After a 16-month antitrust investigation into competitive practices at Alphabet, Amazon, Apple, and Facebook, the U.S. House of Representatives’ Judiciary subcommittee on antitrust has released its findings and recommendations on how to reform laws to fit the digital age.
The report concludes that the four “Big Tech” companies enjoy monopoly power and suggest Congress take up changes to antitrust laws that could result in parts of their businesses being separated. Republicans have voiced objections to some of the bolder proposals in the report, like imposing structural separations.
The recommendations from Democratic staff include:
• Imposing structural separations and prohibiting dominant platforms from entering adjacent lines of business. Subcommittee Chairman David Cicilline, D-R.I. has previously referred to this method as a type of “Glass-Steagall” law for the internet, referring to the 1930s era law that separated commercial from investment banking.
• Instructing antitrust agencies to presume mergers by dominant platforms to be anticompetitive, shifting the burden onto the merging parties to prove their deal would not harm competition, rather than making enforcers prove it would.
• Preventing dominant platforms from preferencing their own services, instead making them offer “equal terms for equal products and services.”
• Requiring dominant firms to make their services compatible with competitors and allow users to transfer their data.
• Overriding “problematic precedents” in antitrust case law.
• Requiring the Federal Trade Commission to regularly collect data on concentration.
• Increase budgets for the FTC and Department of Justice Antitrust Division.
• Strengthen private enforcement by eliminating forced arbitration clauses and limits on class action lawsuits.
The Democratic report found that the four tech companies enjoy monopoly power in the following areas:
• Alphabet/Google: online search.
• Amazon: most third-party sellers and many suppliers.
• Apple: distribution of software apps on iOS devices.
• Facebook: online advertising and social networking.
MacDailyNews Take: So, Sony, Nintendo, and Microsoft are guilty of a monopoly on distribution of software apps on their consoles and devices, too. Ford, BMW, etc. are also guilty of having a monopoly on the distribution of software apps on Ford, BMW, etc. vehicles, respectively.
Apple should not be lumped in with the likes of Alphabet/Google which actually does have a monopoly (which is legal, by the way) and is very likely abusing it (which is subject to antitrust remedies).
The fact is that Apple has no monopoly in smartphones, so Apple is incapable of committing monopoly abuse.

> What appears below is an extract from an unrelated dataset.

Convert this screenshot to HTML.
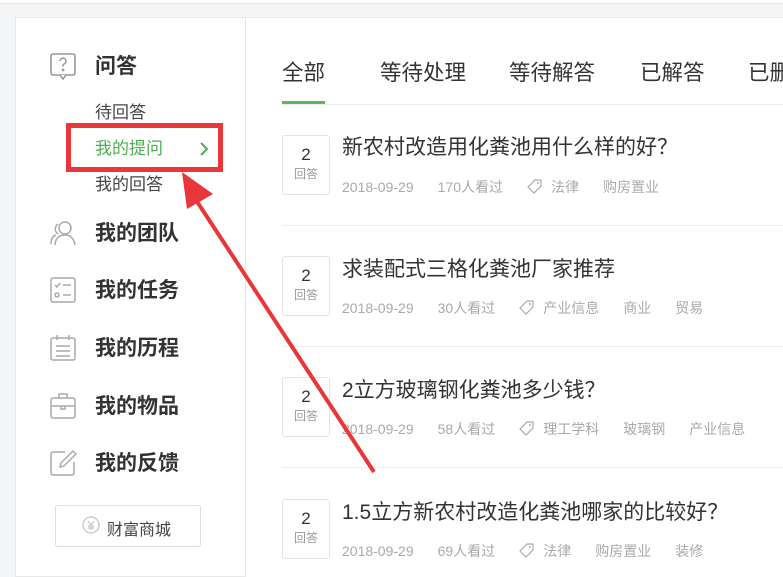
<!DOCTYPE html>
<html><head><meta charset="utf-8"><style>
*{margin:0;padding:0;box-sizing:border-box}
body{width:783px;height:562px;overflow:hidden;background:#f4f5f6;font-family:"Liberation Sans","Noto Sans CJK SC",sans-serif;position:relative;color:#333}
.a{position:absolute;white-space:nowrap}
.top{left:0;top:0;width:783px;height:4px;background:#fff;border-bottom:1px solid #e6e6e6}
.lc{left:15px;top:17px;width:231px;height:560px;background:#fff;border:1px solid #e8e8e8}
.rc{left:246px;top:17px;width:540px;height:560px;background:#fff;border-top:1px solid #e8e8e8}
.m{left:95px;font-size:21px;font-weight:bold;color:#333;line-height:24px}
.s{left:95px;font-size:17px;color:#444;line-height:20px}
.ic{left:49px;width:28px;height:28px}
.tab{top:56px;font-size:21.5px;color:#333}
.qb{left:282px;width:48px;height:60px;border:1px solid #e3e3e3;border-radius:3px;text-align:center;background:#fff}
.qb b{display:block;font-weight:normal;font-size:17px;color:#333;margin-top:9px;line-height:20px}
.qb i{display:block;font-style:normal;font-size:12px;color:#999;line-height:18px}
.qt{left:342px;font-size:21px;color:#333}
.mt{left:342px;font-size:14px;color:#aaa}
.mt span{margin-right:24px;display:inline-block}
.mt svg{vertical-align:-2px;margin-right:8px}
.hr{left:282px;width:501px;height:1px;background:#ececec}
</style></head><body>
<div class="a top"></div>
<div class="a lc"></div>
<div class="a rc"></div>

<svg class="a ic" style="top:52px" viewBox="0 0 28 28" fill="none" stroke="#999" stroke-width="1.6"><rect x="2" y="2" width="24" height="21" rx="2"/><path d="M11 23l3 4 3-4" fill="#fff"/><path d="M11 9a3 3 0 1 1 4 3c-1 .6-1 1.2-1 2.5"/><circle cx="14" cy="18" r=".6" fill="#999"/></svg>
<div class="a m" style="top:55px">问答</div>
<div class="a s" style="top:103px">待回答</div>
<div class="a s" style="top:139px;color:#4caf50">我的提问</div>
<svg class="a" style="left:198px;top:142px" width="12" height="14" viewBox="0 0 12 14" fill="none" stroke="#4caf50" stroke-width="2"><path d="M3 1l6 6-6 6"/></svg>
<div class="a s" style="top:175px">我的回答</div>

<svg class="a ic" style="top:219px" viewBox="0 0 28 28" fill="none" stroke="#aaa" stroke-width="1.5"><circle cx="16" cy="9" r="6"/><path d="M6 26c0-6 4-10 10-10s9 4 10 10"/><path d="M9 5a6 6 0 0 0 0 10M2 25c0-5 2-8 5-9"/></svg>
<div class="a m" style="top:222px">我的团队</div>
<svg class="a ic" style="top:276px" viewBox="0 0 28 28" fill="none" stroke="#aaa" stroke-width="1.5"><rect x="2" y="2" width="24" height="24" rx="2"/><path d="M6 9l2 2 3-4M14 9h8M14 19h8"/><circle cx="8" cy="19" r="2"/></svg>
<div class="a m" style="top:279px">我的任务</div>
<svg class="a ic" style="top:334px" viewBox="0 0 28 28" fill="none" stroke="#aaa" stroke-width="1.5"><rect x="2" y="4" width="24" height="22" rx="2"/><path d="M8 1v5M20 1v5M7 12h14M7 17h14M7 22h14"/></svg>
<div class="a m" style="top:337px">我的历程</div>
<svg class="a ic" style="top:392px" viewBox="0 0 28 28" fill="none" stroke="#aaa" stroke-width="1.5"><rect x="2" y="6" width="24" height="20" rx="2"/><path d="M10 6V2h8v4M2 14h24M12 14v3h4v-3"/></svg>
<div class="a m" style="top:395px">我的物品</div>
<svg class="a ic" style="top:449px" viewBox="0 0 28 28" fill="none" stroke="#aaa" stroke-width="1.5"><path d="M16 3H4a2 2 0 0 0-2 2v19a2 2 0 0 0 2 2h19a2 2 0 0 0 2-2V13"/><path d="M24 2l3 3-12 12-4 1 1-4z"/></svg>
<div class="a m" style="top:452px">我的反馈</div>

<div class="a" style="left:55px;top:505px;width:146px;height:42px;border:1px solid #ddd;border-radius:3px"></div>
<svg class="a" style="left:82px;top:516px" width="18" height="18" viewBox="0 0 18 18" fill="none" stroke="#ccc" stroke-width="1.4"><circle cx="9" cy="9" r="8"/><path d="M6 5l3 4 3-4M9 9v5M6 10h6M6 12h6"/></svg>
<div class="a" style="left:107px;top:516px;font-size:16px;color:#444">财富商城</div>

<div class="a tab" style="left:282px">全部</div>
<div class="a tab" style="left:380px">等待处理</div>
<div class="a tab" style="left:509px">等待解答</div>
<div class="a tab" style="left:640px">已解答</div>
<div class="a tab" style="left:748px">已删除</div>
<div class="a" style="left:282px;top:104px;width:501px;height:1px;background:#ececec"></div>
<div class="a" style="left:282px;top:101px;width:43px;height:3px;background:#5cb85c"></div>

<svg width="0" height="0" style="position:absolute"><defs><symbol id="tg" viewBox="0 0 16 16"><path d="M8 2h6v6l-7 7-6-6z" fill="none" stroke="#aaa" stroke-width="1.2"/><circle cx="11" cy="5" r="1" fill="#aaa"/></symbol></defs></svg>

<div class="a qb" style="top:135px"><b>2</b><i>回答</i></div>
<div class="a qt" style="top:131px">新农村改造用化粪池用什么样的好？</div>
<div class="a mt" style="top:177px"><span>2018-09-29</span><span>170人看过</span><span><svg width="16" height="16"><use href="#tg"/></svg>法律</span><span>购房置业</span></div>
<div class="a hr" style="top:225px"></div>

<div class="a qb" style="top:256px"><b>2</b><i>回答</i></div>
<div class="a qt" style="top:253px">求装配式三格化粪池厂家推荐</div>
<div class="a mt" style="top:298px"><span>2018-09-29</span><span>30人看过</span><span><svg width="16" height="16"><use href="#tg"/></svg>产业信息</span><span>商业</span><span>贸易</span></div>
<div class="a hr" style="top:346px"></div>

<div class="a qb" style="top:377px"><b>2</b><i>回答</i></div>
<div class="a qt" style="top:374px">2立方玻璃钢化粪池多少钱？</div>
<div class="a mt" style="top:419px"><span>2018-09-29</span><span>58人看过</span><span><svg width="16" height="16"><use href="#tg"/></svg>理工学科</span><span>玻璃钢</span><span>产业信息</span></div>
<div class="a hr" style="top:467px"></div>

<div class="a qb" style="top:499px"><b>2</b><i>回答</i></div>
<div class="a qt" style="top:496px">1.5立方新农村改造化粪池哪家的比较好？</div>
<div class="a mt" style="top:541px"><span>2018-09-29</span><span>69人看过</span><span><svg width="16" height="16"><use href="#tg"/></svg>法律</span><span>购房置业</span><span>装修</span></div>

<div class="a" style="left:66px;top:123px;width:157px;height:49px;border:5px solid #e8363b"></div>
<svg class="a" style="left:0;top:0" width="783" height="562"><line x1="374" y1="472" x2="196" y2="200" stroke="#e8363b" stroke-width="4"/><polygon points="182,172 213,194 187,209" fill="#e8363b"/></svg>
</body></html>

Worldwide smartphone OS market share, September 2020:
• Android: 74.44%
• iOS: 24.98%
I don’t think anybody reasonable is going to come to the conclusion that Apple is a monopoly. Our share is much more modest. We don’t have a dominant position in any market… We are not a monopoly. — Apple CEO Tim Cook, June 2019
As for Google, the biggest offender in “Big Tech,” impose any remedies that restore competition to online search and online advertising.